| What you should do |
Quote the whole listing word for word. Do not include the pictures.

| Supplied material |
########

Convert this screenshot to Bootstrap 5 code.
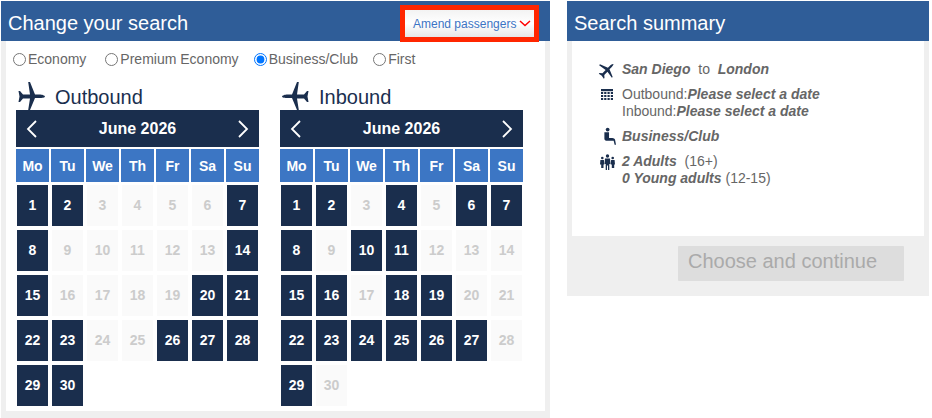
<!DOCTYPE html>
<html lang="en">
<head>
<meta charset="utf-8">
<title>Change your search</title>
<link rel="stylesheet" href="https://cdn.jsdelivr.net/npm/bootstrap@5.3.0/dist/css/bootstrap.min.css">
<style>
html,body{height:418px;overflow:hidden}
body{font-family:"Liberation Sans",Arial,sans-serif;color:#666;background:#fff;font-size:14px;padding:1px 3px 0 1px}
.shell{gap:17px;height:417px}
.pane-left{width:549px;background:#efefef}
.pane-right{width:362px;height:295px;background:#efefef}
.pane-head{height:40px;background:#2f5d98;color:#fff;font-size:20px;padding:3px 0 0 7px}
.pane-inner{margin:0 5px;background:#fff}
.pane-left .pane-inner{height:370px}
.pane-right .pane-inner{height:195px}
.amend{margin-right:11px;margin-top:1px;height:37px;width:139px;border:5px solid #ff2600;background:linear-gradient(#f3f3f3,#fff 50%,#e6e6e6);color:#3c74c4;font-size:12px;padding:0 0 0 8px;align-self:flex-start}
.amend svg{margin-left:3px}
.cabin{padding:8px 0 0 7px;gap:15px;height:40px;line-height:20px}
.cabin label{display:flex;align-items:center;gap:2px}
.cabin label:first-child{margin-right:4px}
.cabin input{margin:0;width:13px;height:13px}
.cal-row{gap:21px;padding-left:10px}
.cal{width:243px}
.cal-title{height:29px;color:#1a2f4f;font-size:20px;line-height:30px;padding:1px 0 0 2px;gap:10px}
.flip{transform:scaleX(-1)}
.cal-nav{height:37px;background:#1a2e4d;color:#fff;font-weight:700;font-size:16px;padding:0 10px;margin-bottom:2px}
.week,.days{display:grid;grid-template-columns:repeat(7,33px);column-gap:2px}
.week div{height:33px;background:#3c76c4;color:#fff;font-weight:700;font-size:14px;line-height:35px;text-align:center}
.days{row-gap:4px;margin-top:3px}
.day{height:41px;margin:0 1px;background:#fafafa;color:#ccc;font-weight:700;font-size:14px;line-height:41px;text-align:center}
.day.open{background:#1a2e4d;color:#fff}
.sum{padding:20px 0 0 26px;line-height:17px;font-size:14px}
.sum-row{display:flex;margin-bottom:8px}
.sum-ico{width:24px;flex:none;height:17px;display:flex;justify-content:center;align-items:center;color:#1a2e4d;padding-right:6px}
.go-row{padding:10px 25px 0 0}
.go{width:226px;height:35px;background:#ddd;color:#aaa;font-size:20px;line-height:31px;padding-left:10px;border-radius:1px}
</style>
</head>
<body>
<div class="d-flex shell">
  <section class="pane-left">
    <div class="pane-head d-flex justify-content-between align-items-center">
      <span>Change your search</span>
      <div class="amend d-flex align-items-center"><span>Amend passengers</span><svg width="12" height="7" viewBox="0 0 12 7"><path d="M1 1l5 4.500 5-4.500" fill="none" stroke="#f00" stroke-width="1.500"/></svg></div>
    </div>
    <div class="pane-inner">
      <div class="cabin d-flex align-items-start">
        <label><input type="radio" name="cabin">Economy</label>
        <label><input type="radio" name="cabin">Premium Economy</label>
        <label><input type="radio" name="cabin" checked>Business/Club</label>
        <label><input type="radio" name="cabin">First</label>
      </div>
      <div class="cal-row d-flex" id="cals"></div>
    </div>
  </section>
  <section class="pane-right">
    <div class="pane-head d-flex align-items-center">Search summary</div>
    <div class="pane-inner">
      <div class="sum">
        <div class="sum-row"><span class="sum-ico"><svg width="18" height="18" viewBox="0 0 27 28"><path fill="currentColor" transform="rotate(-45 13.500 14)" d="M27 14.500c0-1-3-2-5.500-2H17L12 0h-1.800l1.800 12.500H5L2 9H.5L1.500 14.500.5 20H2l3-3.500h7L10.200 28H12l5-12h4.500C24 16 27 15.500 27 14.500z"/></svg></span><span><b><i>San Diego</i></b>&nbsp; to &nbsp;<b><i>London</i></b></span></div>
        <div class="sum-row"><span class="sum-ico"><svg width="12" height="12" viewBox="0 0 12 12"><path fill="currentColor" d="M0 0h12v2.200H0z"/><path fill="currentColor" d="M0 3h2.200v2H0zM3.200 3h2.200v2H3.200zM6.500 3h2.200v2H6.500zM9.800 3H12v2H9.800zM0 6h2.200v2H0zM3.200 6h2.200v2H3.200zM6.500 6h2.200v2H6.500zM9.800 6H12v2H9.800zM0 9h2.200v2H0zM3.200 9h2.200v2H3.200zM6.500 9h2.200v2H6.500zM9.800 9H12v2H9.800z"/></svg></span><span>Outbound:<b><i>Please select a date</i></b><br>Inbound:<b><i>Please select a date</i></b></span></div>
        <div class="sum-row"><span class="sum-ico"><svg class="ms-1" width="13" height="19" viewBox="0 0 14 19"><circle cx="5" cy="2" r="2" fill="currentColor"/><path fill="currentColor" d="M1.500 5h5v6h3.500c1.500 0 2.500.8 3 2l1 5.500h-1.500l-1-4.500H3.500c-1.200 0-2-.8-2-2z"/></svg></span><span><b><i>Business/Club</i></b></span></div>
        <div class="sum-row"><span class="sum-ico"><svg width="15" height="16" viewBox="0 0 15 16"><g fill="currentColor"><circle cx="7.500" cy="2" r="1.700"/><path d="M5 4.500h5l.5 5.500H9.300v6H8V11.500H7V16H5.700V10H4.500z"/><circle cx="2.300" cy="4" r="1.300"/><path d="M.4 6h3.500l.4 4.500h-.8V14H1.200v-3.500H0z"/><circle cx="12.700" cy="4" r="1.300"/><path d="M11.100 6h3.500l.4 4.500h-.8V14h-2.400v-3.500h-1.100z"/></g></svg></span><span><b><i>2 Adults</i></b>&nbsp; (16+)<br><b><i>0 Young adults</i></b> (12-15)</span></div>
      </div>
    </div>
    <div class="go-row d-flex justify-content-end"><div class="go">Choose and continue</div></div>
  </section>
</div>
<script>
function plane(flip){return '<svg class="'+(flip?'flip':'')+'" width="27" height="28" viewBox="0 0 27 28"><path fill="#1a2e4d" d="M27 14.500c0-1-3-2-5.500-2H17L12 0h-1.800l1.800 12.500H5L2 9H.5L1.500 14.500.5 20H2l3-3.500h7L10.200 28H12l5-12h4.500C24 16 27 15.500 27 14.500z"/></svg>';}
function cal(t,open,flip){
  var d='';for(var i=1;i<=30;i++){d+='<div class="day'+(open.indexOf(i)>=0?' open':'')+'">'+i+'</div>';}
  var w=['Mo','Tu','We','Th','Fr','Sa','Su'].map(function(x){return '<div>'+x+'</div>';}).join('');
  return '<div class="cal"><div class="cal-title d-flex">'+plane(flip)+'<span>'+t+'</span></div>'+
  '<div class="cal-nav d-flex justify-content-between align-items-center"><svg width="11" height="18" viewBox="0 0 11 18"><path d="M10 1L2 9l8 8" fill="none" stroke="#fff" stroke-width="1.800"/></svg><span>June 2026</span><svg width="11" height="18" viewBox="0 0 11 18"><path d="M1 1l8 8-8 8" fill="none" stroke="#fff" stroke-width="1.800"/></svg></div>'+
  '<div class="week">'+w+'</div><div class="days">'+d+'</div></div>';
}
document.getElementById('cals').innerHTML=cal('Outbound',[1,2,7,8,14,15,20,21,22,23,26,27,28,29,30],false)+cal('Inbound',[1,2,4,6,7,8,10,11,15,16,18,19,22,23,24,25,26,27,29],true);
</script>
<script src="https://cdn.jsdelivr.net/npm/bootstrap@5.3.0/dist/js/bootstrap.bundle.min.js"></script>
</body>
</html>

########

| Task response |
Convert this screenshot to Bootstrap 5 code.
<!DOCTYPE html>
<html lang="en">
<head>
<meta charset="utf-8">
<title>Change your search</title>
<link rel="stylesheet" href="https://cdn.jsdelivr.net/npm/bootstrap@5.3.0/dist/css/bootstrap.min.css">
<style>
html,body{height:418px;overflow:hidden}
body{font-family:"Liberation Sans",Arial,sans-serif;color:#666;background:#fff;font-size:14px;padding:1px 3px 0 1px}
.shell{gap:17px;height:417px}
.pane-left{width:549px;background:#efefef}
.pane-right{width:362px;height:295px;background:#efefef}
.pane-head{height:40px;background:#2f5d98;color:#fff;font-size:20px;padding:3px 0 0 7px}
.pane-inner{margin:0 5px;background:#fff}
.pane-left .pane-inner{height:370px}
.pane-right .pane-inner{height:195px}
.amend{margin-right:11px;margin-top:1px;height:37px;width:139px;border:5px solid #ff2600;background:linear-gradient(#f3f3f3,#fff 50%,#e6e6e6);color:#3c74c4;font-size:12px;padding:0 0 0 8px;align-self:flex-start}
.amend svg{margin-left:3px}
.cabin{padding:8px 0 0 7px;gap:15px;height:40px;line-height:20px}
.cabin label{display:flex;align-items:center;gap:2px}
.cabin label:first-child{margin-right:4px}
.cabin input{margin:0;width:13px;height:13px}
.cal-row{gap:21px;padding-left:10px}
.cal{width:243px}
.cal-title{height:29px;color:#1a2f4f;font-size:20px;line-height:30px;padding:1px 0 0 2px;gap:10px}
.flip{transform:scaleX(-1)}
.cal-nav{height:37px;background:#1a2e4d;color:#fff;font-weight:700;font-size:16px;padding:0 10px;margin-bottom:2px}
.week,.days{display:grid;grid-template-columns:repeat(7,33px);column-gap:2px}
.week div{height:33px;background:#3c76c4;color:#fff;font-weight:700;font-size:14px;line-height:35px;text-align:center}
.days{row-gap:4px;margin-top:3px}
.day{height:41px;margin:0 1px;background:#fafafa;color:#ccc;font-weight:700;font-size:14px;line-height:41px;text-align:center}
.day.open{background:#1a2e4d;color:#fff}
.sum{padding:20px 0 0 26px;line-height:17px;font-size:14px}
.sum-row{display:flex;margin-bottom:8px}
.sum-ico{width:24px;flex:none;height:17px;display:flex;justify-content:center;align-items:center;color:#1a2e4d;padding-right:6px}
.go-row{padding:10px 25px 0 0}
.go{width:226px;height:35px;background:#ddd;color:#aaa;font-size:20px;line-height:31px;padding-left:10px;border-radius:1px}
</style>
</head>
<body>
<div class="d-flex shell">
  <section class="pane-left">
    <div class="pane-head d-flex justify-content-between align-items-center">
      <span>Change your search</span>
      <div class="amend d-flex align-items-center"><span>Amend passengers</span><svg width="12" height="7" viewBox="0 0 12 7"><path d="M1 1l5 4.500 5-4.500" fill="none" stroke="#f00" stroke-width="1.500"/></svg></div>
    </div>
    <div class="pane-inner">
      <div class="cabin d-flex align-items-start">
        <label><input type="radio" name="cabin">Economy</label>
        <label><input type="radio" name="cabin">Premium Economy</label>
        <label><input type="radio" name="cabin" checked>Business/Club</label>
        <label><input type="radio" name="cabin">First</label>
      </div>
      <div class="cal-row d-flex" id="cals"></div>
    </div>
  </section>
  <section class="pane-right">
    <div class="pane-head d-flex align-items-center">Search summary</div>
    <div class="pane-inner">
      <div class="sum">
        <div class="sum-row"><span class="sum-ico"><svg width="18" height="18" viewBox="0 0 27 28"><path fill="currentColor" transform="rotate(-45 13.500 14)" d="M27 14.500c0-1-3-2-5.500-2H17L12 0h-1.800l1.800 12.500H5L2 9H.5L1.500 14.500.5 20H2l3-3.500h7L10.200 28H12l5-12h4.500C24 16 27 15.500 27 14.500z"/></svg></span><span><b><i>San Diego</i></b>&nbsp; to &nbsp;<b><i>London</i></b></span></div>
        <div class="sum-row"><span class="sum-ico"><svg width="12" height="12" viewBox="0 0 12 12"><path fill="currentColor" d="M0 0h12v2.200H0z"/><path fill="currentColor" d="M0 3h2.200v2H0zM3.200 3h2.200v2H3.200zM6.500 3h2.200v2H6.500zM9.800 3H12v2H9.800zM0 6h2.200v2H0zM3.200 6h2.200v2H3.200zM6.500 6h2.200v2H6.500zM9.800 6H12v2H9.800zM0 9h2.200v2H0zM3.200 9h2.200v2H3.200zM6.500 9h2.200v2H6.500zM9.800 9H12v2H9.800z"/></svg></span><span>Outbound:<b><i>Please select a date</i></b><br>Inbound:<b><i>Please select a date</i></b></span></div>
        <div class="sum-row"><span class="sum-ico"><svg class="ms-1" width="13" height="19" viewBox="0 0 14 19"><circle cx="5" cy="2" r="2" fill="currentColor"/><path fill="currentColor" d="M1.500 5h5v6h3.500c1.500 0 2.500.8 3 2l1 5.500h-1.500l-1-4.500H3.500c-1.200 0-2-.8-2-2z"/></svg></span><span><b><i>Business/Club</i></b></span></div>
        <div class="sum-row"><span class="sum-ico"><svg width="15" height="16" viewBox="0 0 15 16"><g fill="currentColor"><circle cx="7.500" cy="2" r="1.700"/><path d="M5 4.500h5l.5 5.500H9.300v6H8V11.500H7V16H5.700V10H4.500z"/><circle cx="2.300" cy="4" r="1.300"/><path d="M.4 6h3.500l.4 4.500h-.8V14H1.200v-3.500H0z"/><circle cx="12.700" cy="4" r="1.300"/><path d="M11.100 6h3.500l.4 4.500h-.8V14h-2.400v-3.500h-1.100z"/></g></svg></span><span><b><i>2 Adults</i></b>&nbsp; (16+)<br><b><i>0 Young adults</i></b> (12-15)</span></div>
      </div>
    </div>
    <div class="go-row d-flex justify-content-end"><div class="go">Choose and continue</div></div>
  </section>
</div>
<script>
function plane(flip){return '<svg class="'+(flip?'flip':'')+'" width="27" height="28" viewBox="0 0 27 28"><path fill="#1a2e4d" d="M27 14.500c0-1-3-2-5.500-2H17L12 0h-1.800l1.800 12.500H5L2 9H.5L1.500 14.500.5 20H2l3-3.500h7L10.200 28H12l5-12h4.500C24 16 27 15.500 27 14.500z"/></svg>';}
function cal(t,open,flip){
  var d='';for(var i=1;i<=30;i++){d+='<div class="day'+(open.indexOf(i)>=0?' open':'')+'">'+i+'</div>';}
  var w=['Mo','Tu','We','Th','Fr','Sa','Su'].map(function(x){return '<div>'+x+'</div>';}).join('');
  return '<div class="cal"><div class="cal-title d-flex">'+plane(flip)+'<span>'+t+'</span></div>'+
  '<div class="cal-nav d-flex justify-content-between align-items-center"><svg width="11" height="18" viewBox="0 0 11 18"><path d="M10 1L2 9l8 8" fill="none" stroke="#fff" stroke-width="1.800"/></svg><span>June 2026</span><svg width="11" height="18" viewBox="0 0 11 18"><path d="M1 1l8 8-8 8" fill="none" stroke="#fff" stroke-width="1.800"/></svg></div>'+
  '<div class="week">'+w+'</div><div class="days">'+d+'</div></div>';
}
document.getElementById('cals').innerHTML=cal('Outbound',[1,2,7,8,14,15,20,21,22,23,26,27,28,29,30],false)+cal('Inbound',[1,2,4,6,7,8,10,11,15,16,18,19,22,23,24,25,26,27,29],true);
</script>
<script src="https://cdn.jsdelivr.net/npm/bootstrap@5.3.0/dist/js/bootstrap.bundle.min.js"></script>
</body>
</html>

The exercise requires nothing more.